__Data section__:
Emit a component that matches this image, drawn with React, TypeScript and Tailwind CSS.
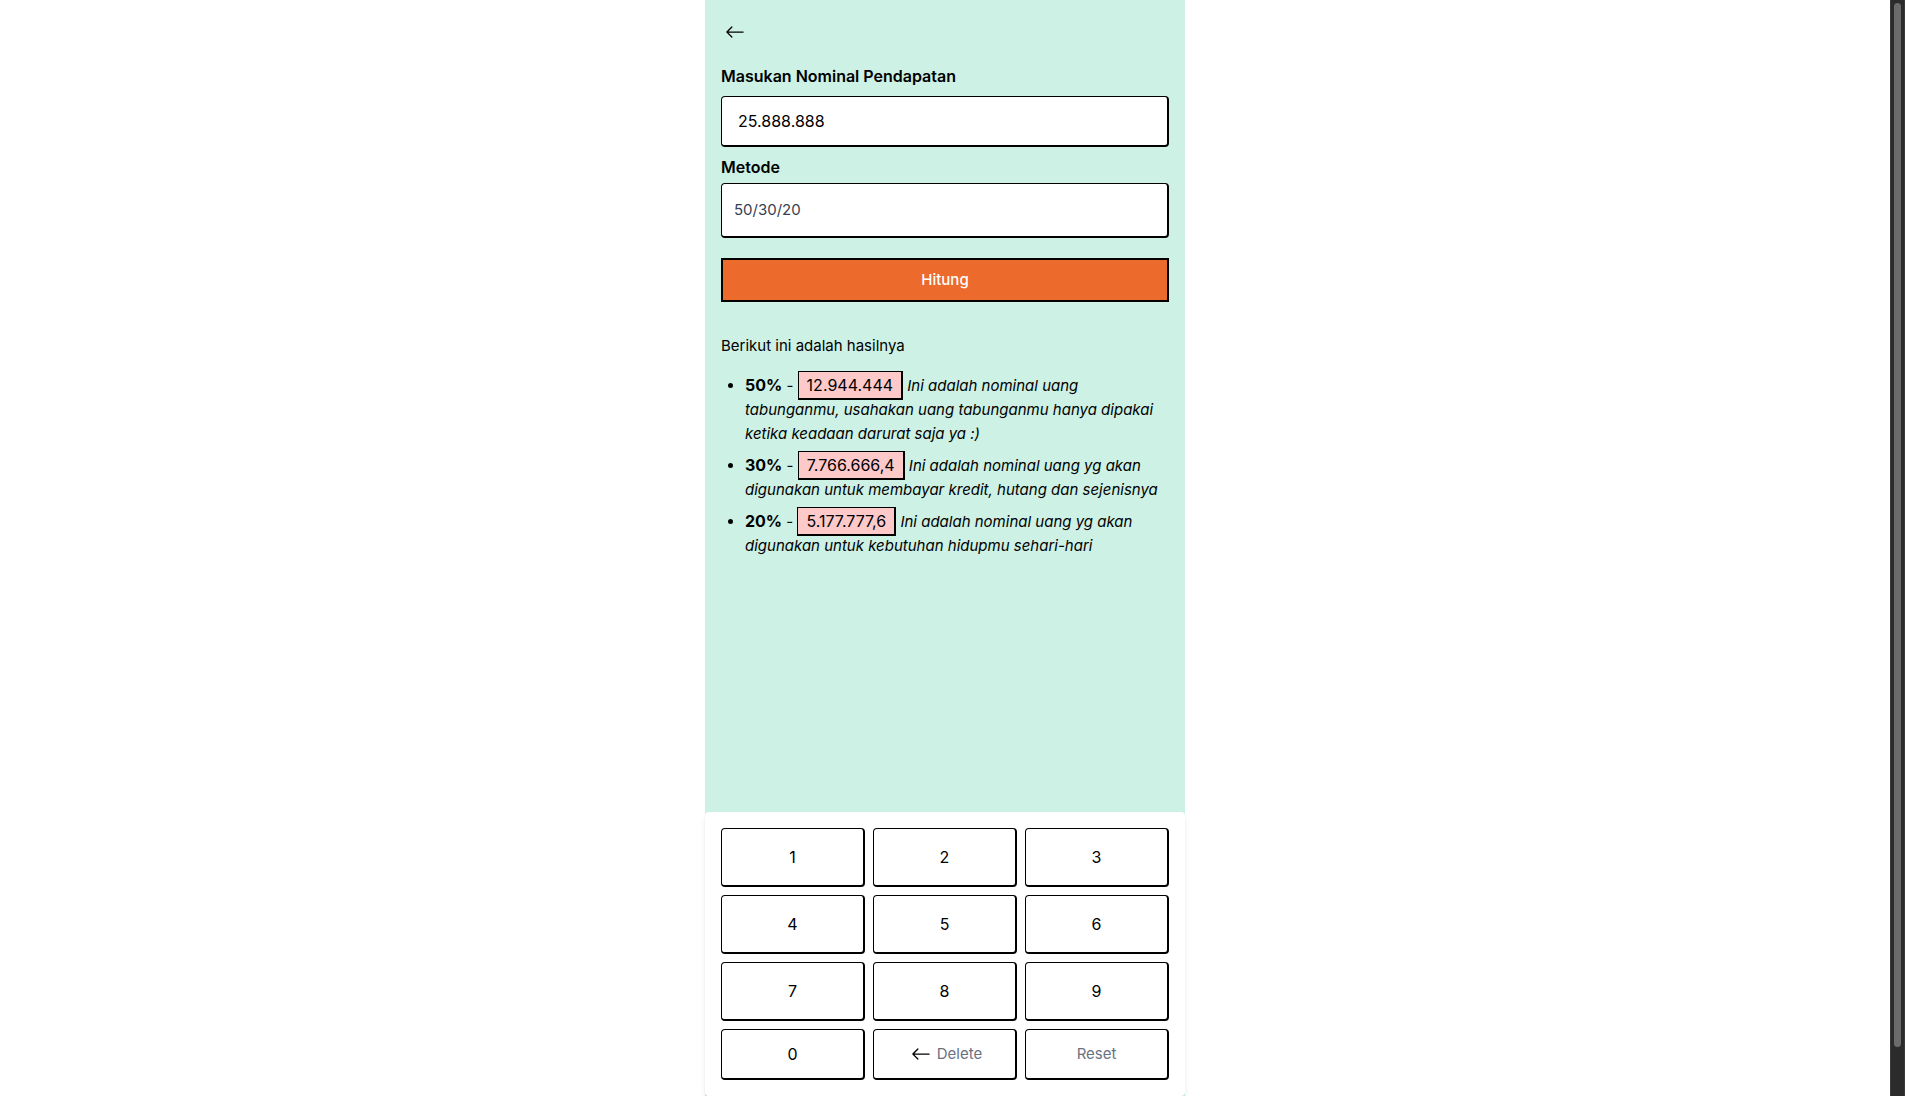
import { useState } from 'react';
import { BsArrowLeft } from 'react-icons/bs';

const boxed = 'border border-r-2 border-b-2 border-black';

const results = [
  {
    percent: '50%',
    amount: '12.944.444',
    note: 'Ini adalah nominal uang tabunganmu, usahakan uang tabunganmu hanya dipakai ketika keadaan darurat saja ya :)',
  },
  {
    percent: '30%',
    amount: '7.766.666,4',
    note: 'Ini adalah nominal uang yg akan digunakan untuk membayar kredit, hutang dan sejenisnya',
  },
  {
    percent: '20%',
    amount: '5.177.777,6',
    note: 'Ini adalah nominal uang yg akan digunakan untuk kebutuhan hidupmu sehari-hari',
  },
];

const digits = ['1', '2', '3', '4', '5', '6', '7', '8', '9'];

function format(value: string) {
  return value.replace(/\D/g, '').replace(/\B(?=(\d{3})+$)/g, '.');
}

function Keypad({ onDigit, onDelete, onReset }: { onDigit: (d: string) => void; onDelete: () => void; onReset: () => void }) {
  return (
    <div className="mt-auto grid grid-cols-3 gap-2 rounded bg-white p-4 shadow-md">
      {digits.map((d) => (
        <button key={d} type="button" onClick={() => onDigit(d)} className={`${boxed} rounded bg-white py-4`}>
          {d}
        </button>
      ))}
      <button type="button" onClick={() => onDigit('0')} className={`${boxed} rounded bg-white py-3`}>
        0
      </button>
      <button type="button" onClick={onDelete} className={`${boxed} flex items-center justify-center gap-0.5 rounded bg-white py-3`}>
        <BsArrowLeft size={20} className="mx-1" />
        <span className="text-[15px] leading-6 text-gray-500">Delete</span>
      </button>
      <button type="button" onClick={onReset} className={`${boxed} rounded bg-white py-3 text-[15px] leading-6 text-gray-500`}>
        Reset
      </button>
    </div>
  );
}

export default function App() {
  const [income, setIncome] = useState('25.888.888');

  return (
    <div className="flex min-h-screen bg-white font-['Inter',sans-serif] text-base text-black">
      <div className="flex flex-1 justify-center">
        <main className="flex w-full max-w-[480px] flex-col bg-[#cdf1e5]">
          <div className="px-4 pt-[18px]">
            <button type="button" aria-label="Kembali" className="block p-1">
              <BsArrowLeft size={20} />
            </button>
            <form className="mt-[18px] flex flex-col" onSubmit={(e) => e.preventDefault()}>
              <label htmlFor="income" className="mb-2 font-semibold">
                Masukan Nominal Pendapatan
              </label>
              <input
                id="income"
                type="text"
                value={income}
                onChange={(e) => setIncome(format(e.target.value))}
                className={`${boxed} mb-2 rounded bg-white px-4 py-3`}
              />
              <label htmlFor="method" className="mb-1 font-semibold">
                Metode
              </label>
              <select
                id="method"
                className={`${boxed} mb-5 h-[55px] appearance-none rounded bg-white px-3 text-[15px] leading-6 text-gray-700`}
              >
                <option>50/30/20</option>
              </select>
              <button type="submit" className="border-2 border-black bg-[#ec6a2c] py-2 text-[15px] leading-6 font-medium text-white">
                Hitung
              </button>
            </form>
            <section className="mt-8 text-[15px] leading-6">
              <p>Berikut ini adalah hasilnya</p>
              <ul className="mt-4 ml-6 list-disc space-y-2">
                {results.map((r) => (
                  <li key={r.percent}>
                    <b className="text-base leading-5 font-bold">{r.percent}</b> -{' '}
                    <span className={`${boxed} bg-[#fdc9c9] px-2 py-[3px] text-base leading-5`}>{r.amount}</span>{' '}
                    <i>{r.note}</i>
                  </li>
                ))}
              </ul>
            </section>
          </div>
          <Keypad
            onDigit={(d) => setIncome(format(income + d))}
            onDelete={() => setIncome(format(income.slice(0, -1)))}
            onReset={() => setIncome('')}
          />
        </main>
      </div>
      <div aria-hidden="true" className="flex w-[15px] flex-col border-x border-[#3a3a3a] bg-[#2b2b2b] px-[3px] pt-[3px] pb-[49px]">
        <div className="flex-1 rounded-full bg-[#6b6b6b]" />
      </div>
    </div>
  );
}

__The exercise__: Starting with the first line of the data above and ending with the line containing "const boxed = 'border", please restate every line exactly, leaving images out.

__The answer__:
Emit a component that matches this image, drawn with React, TypeScript and Tailwind CSS.
import { useState } from 'react';
import { BsArrowLeft } from 'react-icons/bs';

const boxed = 'border border-r-2 border-b-2 border-black';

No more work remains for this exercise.